Outside of that, she appears to enjoy a fairly comfortable routine in her large, empty home, even as she misses her parents, who fled for unknown reasons. The movie stays with her perspective for so long that it provides one of the most impressive showcases for child actor in some time. Is Stephanie an orphan or isolated for more sinister reasons? Goldsman won’t tell — and just when that contained scenario runs out of air, Stephanie’s parents return.

It’s not immediately clear why Jane (Ann Torv) and Paul (Frank Grillo) abandoned their child, but their mixture of concern and fear for her situation suggests that there’s a lot more going on beyond the general threat as Stephanie understands it. As they attempt to interact with their daughter, their genial demeanor belies an undercurrent of paranoia, and naturally the girl herself becomes a worse threat than any of them imagined.
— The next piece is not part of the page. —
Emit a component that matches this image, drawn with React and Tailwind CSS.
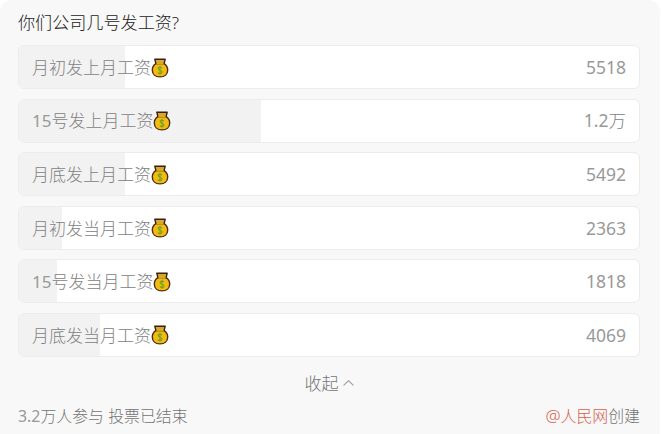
import { useState } from 'react';

const options = [
  { id: 1, label: '月初发上月工资', count: '5518', width: 106 },
  { id: 2, label: '15号发上月工资', count: '1.2万', width: 242 },
  { id: 3, label: '月底发上月工资', count: '5492', width: 106 },
  { id: 4, label: '月初发当月工资', count: '2363', width: 43 },
  { id: 5, label: '15号发当月工资', count: '1818', width: 38 },
  { id: 6, label: '月底发当月工资', count: '4069', width: 81 },
];

// 数字用常规字重，汉字用细体
function MixedText({ text }) {
  const [, digits, rest] = text.match(/^([\d.]*)(.*)$/);
  return (
    <span>
      {digits && <span className="font-normal text-[#999]">{digits}</span>}
      {rest}
    </span>
  );
}

// 钱袋图标
function MoneyBag() {
  return (
    <svg className="h-5 w-[18px] shrink-0" viewBox="0 0 18 20" fill="none">
      <path d="M5 5.6C2.6 7 1.3 9.3 1.3 11.9c0 4.2 3 7 7.7 7s7.7-2.8 7.7-7c0-2.6-1.3-4.9-3.7-6.3z" fill="#f2bb14" stroke="#4f2d10" strokeWidth="1.4" />
      <path d="M3.8 1.2h10.4l-1.1 4.4H4.9z" fill="#dba728" stroke="#35220d" strokeWidth="1.4" strokeLinejoin="round" />
      <path d="M5.4 5.8h7.2" stroke="#dba728" strokeWidth="1.6" />
      <path d="M10.8 10.2c-.3-.8-1-1.1-1.8-1.1-1.1 0-1.8.6-1.8 1.5 0 2.2 3.7 1.1 3.7 3.4 0 1-.8 1.6-1.9 1.6-.9 0-1.6-.4-2-1.2M9 7.7v9.1" stroke="#78a31c" strokeWidth="1.2" />
    </svg>
  );
}

function VoteOption({ option }) {
  return (
    <li className="relative flex h-11 items-center justify-between overflow-hidden rounded-md border border-[#ececec] bg-white px-[13px] text-[17px] text-[#828282]">
      <div className="absolute inset-y-0 left-0 bg-[#f2f2f2]" style={{ width: option.width }} />
      <span className="relative flex items-center pt-px whitespace-nowrap">
        <MixedText text={option.label} />
        <MoneyBag />
      </span>
      <span className="relative text-[17.5px]"><MixedText text={option.count} /></span>
    </li>
  );
}

function App() {
  const [expanded, setExpanded] = useState(true);
  const list = expanded ? options : options.slice(0, 3);

  return (
    <div className="h-[434px] bg-white font-['Noto_Sans','Noto_Sans_CJK_SC',sans-serif] font-light">
      <div className="flex h-full w-[660px] flex-col rounded-t-xl bg-[#f8f8f8] pt-2.5 pr-5 pl-[18px]">
        <h1 className="h-[35px] text-[17.1px] leading-[25px] font-light text-[#222]">你们公司几号发工资?</h1>

        <ul className="flex flex-col gap-[9.6px]">
          {list.map(option => <VoteOption key={option.id} option={option} />)}
        </ul>

        {/* 展开 / 收起 */}
        <button className="mt-[15px] flex h-6 items-center justify-center gap-1 text-[17.1px] text-[#747474]" onClick={() => setExpanded(!expanded)}>
          {expanded ? '收起' : '展开'}
          <svg className={expanded ? 'mb-0.5 h-1.5 w-[11px]' : 'mb-0.5 h-1.5 w-[11px] rotate-180'} viewBox="0 0 11 6" fill="none" stroke="#999" strokeWidth="1.1">
            <path d="M.6 5.4 5.5.7l4.9 4.7" />
          </svg>
        </button>

        <div className="mt-2 flex items-center justify-between text-[15.9px] leading-6 text-[#747474]">
          <MixedText text="3.2万人参与 投票已结束" />
          <span><span className="text-[#d6604a]"><span className="text-[17px]">@</span>人民网</span>创建</span>
        </div>
      </div>
    </div>
  );
}

export default App;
Anyone familiar with “The Twilight Zone” episode “It’s Good Life” may have some idea of what to expect, but let the spoilers end there. Needless to say, “Stephanie” roots its scares in a genuinely unnerving child performance and a grim atmosphere to match it. The script, by Ben Collins and Luke Piotrowski, doesn’t dig deep into the psychological dread of a nuclear family coming apart at the seams — but the icy tone makes it tough to predict if any of these three survivors will survive the entire ordeal, and the violent finale refuses to make it easy on any of them.

But then it’s back to that baffling futuristic framing device, a near-laughable injection of sci-fi gimmicky that distracts from more streamlined genre achievement at the center of the movie. Produced by low-budget genre factory Blumhouse (“The Purge,” “Get Out”), “Stephanie” showcases the best and worst of that cheap model: It encourges an innovative and economical storytelling approach, but the scrappy production values obscure the stronger moments.

Fortunately, the cheesier bits in “Stephanie” are often mollified by Crooks’ subtle performance and Goldsman’s elegant visual sense — bodies dragged through the ground and doors abruptly slamming provide far greater punchlines than any special effects. “Stephanie” continually reverts to an eager-to-please genre mold, but it has enough going on to make that sufficient.

Ultimately, the movie works best as an unsettling mood piece told from the perspective of an unreliable narrative who’s too immature to comprehend the scope of the horror surrounding her. It’s a surprising move for Goldsman, but also a reasonable calling card for his upcoming adaptation of Stephen King’s “Firestarter” — another creepy kid movie, this one with much more baggage attached. “Stephanie” doesn’t prove that Goldsman is a masterful genre director, but it has the hints of one in the making.

Grade: B-

“Stephanie” premiered t the 2017 Overlook Film Festival. Universal will release it later this year.